American baseball player (1867–1905)

Samuel Gillen (November 4, 1867 – May 13, 1905) is an American former professional baseball infielder who played shortstop in the major leagues for the 1893 Pittsburgh Pirates and 1897 Philadelphia Phillies.

==Early years==
Gillen was born in 1867 in Pittsburgh. His birth name was Samuel Gilleland. He adopted the name Gillen when he began his baseball career.

==Professional baseball career==
Gillen began playing professional baseball in 1890 with Erie in the New York-Pennsylvania League. From 1891 to 1893, he continued to play in the minor leagues, for the Davenport Pilgrims and teams in Elmira, New York, Macon, Georgia, and Quincy, Illinois.

In 1893, he compiled a .343 batting average in 321 at bats for Macon. His strong performance in Macon drew the attention of the Pittsburgh Pirates. He made his major league debut in August 1893, appearing in three games with the Pirates. He had no hits in six at bats.

Gillen returned to the minor leagues, playing for the Wilkes-Barre Coal Barons in 1894 and the Detroit Tigers in 1895 and 1896. He had some of his best seasons at Detroit. He had a career-high .344 batting average in 471 at bats for Detroit during the 1895 season.

After a strong showing in Detroit, Gillen was drafted by the Philadelphia Phillies for the 1897 season. As the close of spring training in 1897, The Philadelphia Inquirer wrote: "Gillen has demonstrated in many hard and trying plays that he is a natural infielder -- an artist of the first water. He covers his ground, walks and throws almost precisely similar to Tommy Corcoran. He shows greater speed in handling hard grounders each game and his throwing improves as well." He appeared in 75 games for the 1897 Phillies, 69 of those games as the team's shortstop. He compiled a .259 batting average but also drew 35 bases on balls to boost his on-base percentage to .353.

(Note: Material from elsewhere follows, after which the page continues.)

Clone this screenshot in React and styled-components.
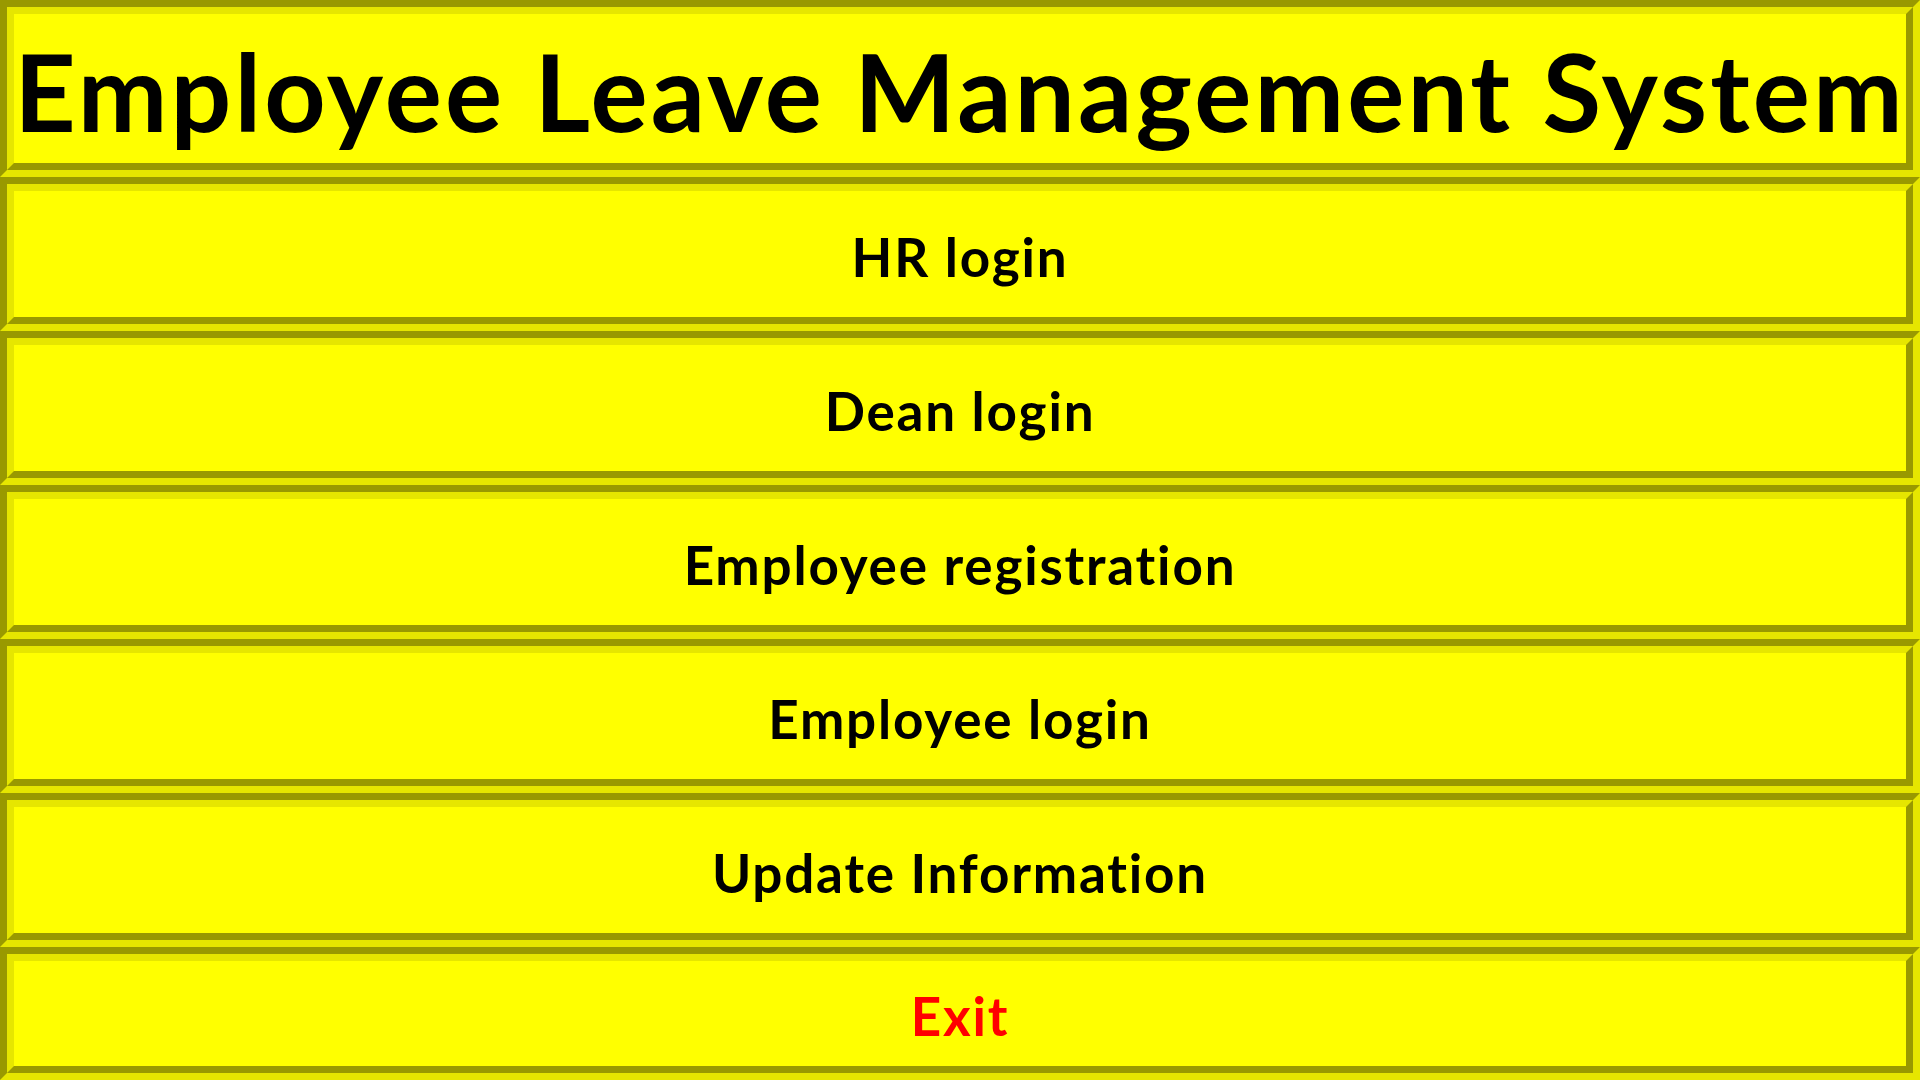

In July 1897, Gillen was traded by the Phillies to the St. Paul Saints in exchange for Frank Shugart. He played for St. Paul in the last part of the 1897 season and throughout the 1898 season. Prior to the 1899 season, Gillen was traded by St. Paul to the Columbus Buckeyes with George Cross for Dan Lally. He played for Columbus for part of the 1899 season before being released. He signed in July 1899 with the Fort Wayne Indians. The Indianapolis News announced his arrival: "Sammy Gillen once touted as the fastest infielder in the Western league, and always, in the old days, a consistent hitter, has gone down the line until he has finally landed in Fort Wayne."

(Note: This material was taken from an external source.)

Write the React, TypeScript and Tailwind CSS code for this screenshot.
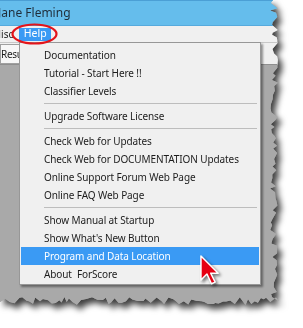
import React from "react";

// deterministic jagged "torn paper" outline
function makeTornEdge() {
  let s = 12345;
  const r = () => {
    s = (s * 16807) % 2147483647;
    return s / 2147483647;
  };
  const pts: string[] = ["0px 0px", "273px 0px"];
  for (let y = 3; y < 298; y += 2 + r() * 4) {
    pts.push(`${(270 + r() * 8).toFixed(1)}px ${y.toFixed(1)}px`);
  }
  pts.push("279px 301px");
  for (let x = 276; x > 2; x -= 2 + r() * 4) {
    pts.push(`${x.toFixed(1)}px ${(297 + r() * 8).toFixed(1)}px`);
  }
  pts.push("0px 302px");
  return `polygon(${pts.join(",")})`;
}

const clip = makeTornEdge();

type Entry = { label: string; active?: boolean } | "sep";

const entries: Entry[] = [
  { label: "Documentation" },
  { label: "Tutorial - Start Here !!" },
  { label: "Classifier Levels" },
  "sep",
  { label: "Upgrade Software License" },
  "sep",
  { label: "Check Web for Updates" },
  { label: "Check Web for DOCUMENTATION Updates" },
  { label: "Online Support Forum Web Page" },
  { label: "Online FAQ Web Page" },
  "sep",
  { label: "Show Manual at Startup" },
  { label: "Show What's New Button" },
  { label: "Program and Data Location", active: true },
  { label: "About  ForScore" },
];

function HelpMenu() {
  return (
    <div className="absolute left-[19px] top-[42px] w-[242px] border border-[#979797] bg-[#f0f0f0] px-[1px] pt-[3px] pb-[1px] shadow-[2px_2px_2px_rgba(0,0,0,0.4)]">
      {entries.map((e, i) =>
        e === "sep" ? (
          <div key={i} className="h-[7px] flex items-center pl-[23px] pr-[2px]">
            <div className="h-px w-full bg-[#bdbdbd]" />
          </div>
        ) : (
          <div
            key={i}
            className={
              "h-[18px] flex items-center pl-[23px] whitespace-pre tracking-[-0.1px] " +
              (e.active ? "bg-[#3a9af4] text-white" : "text-[#1c1c1c]")
            }
          >
            {e.label}
          </div>
        )
      )}
    </div>
  );
}

export default function App() {
  return (
    <div className="relative w-[303px] h-[328px] bg-white overflow-hidden font-['Noto_Sans',sans-serif] text-[10px]">
      <div className="[filter:drop-shadow(4px_5px_3px_rgba(0,0,0,0.75))]">
        <div className="relative w-[290px] h-[315px] bg-[#a9a9a9] flex flex-col" style={{ clipPath: clip }}>
          {/* title bar */}
          <div className="h-[26px] bg-[#65bdec] border-t border-t-[#4b9fd5] border-b border-b-[#56aadd] flex items-center">
            <span className="ml-[-2px] text-[12px] text-[#1f2d3a]">Jane Fleming</span>
          </div>
          {/* menu bar */}
          <div className="h-[16px] bg-[#f0f0f0] flex items-center">
            <span className="ml-[-8px] text-[#1c1c1c]">Misc</span>
            <span className="ml-[6px] h-[13px] w-[32px] bg-[#3a9af4] text-white text-[10.5px] flex items-center justify-center">
              Help
            </span>
          </div>
          {/* tab strip */}
          <div className="h-[23px] bg-[#f0f0f0] border-t border-[#c8c8c8] border-b border-b-[#8f8f8f] flex items-end">
            <div className="h-[20px] w-[20px] border border-[#a0a0a0] bg-[#f7f7f7] flex items-center overflow-hidden">
              <span className="text-[#1c1c1c] tracking-[-0.3px]">Results</span>
            </div>
          </div>
          <div className="flex-1 bg-[#a9a9a9]" />
          <HelpMenu />
        </div>
      </div>

      {/* red annotation ellipse */}
      <svg className="absolute left-[10px] top-[22px]" width="50" height="24" viewBox="0 0 50 24">
        <ellipse cx="24.5" cy="12" rx="22" ry="9.5" fill="none" stroke="#e3141b" strokeWidth="2.2" />
      </svg>

      {/* mouse cursor */}
      <svg
        className="absolute left-[199px] top-[254px] [filter:drop-shadow(2px_2px_1.5px_rgba(0,0,0,0.5))]"
        width="24"
        height="34"
        viewBox="-1.3 -1.3 16 22.6"
      >
        <polygon
          points="0,0 0,16 4,12 7,18.5 9.5,17.4 6.5,11.5 11.5,11.5"
          fill="#e60012"
          stroke="#ffffff"
          strokeWidth="1"
          strokeLinejoin="round"
        />
      </svg>
    </div>
  );
}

Gillen concluded his professional baseball career at the end of the 1899 season. Over the 10-year course of his career, Gillen appeared in at least 755 professional baseball games and totaled at least 513 runs scored, 795 hits, 202 extra base hits, and 105 stolen bases.

==Later years==
In May 1905, Gillen died suddenly from pneumonia at his parents' home in Allegheny, Pennsylvania. He was 37 years old.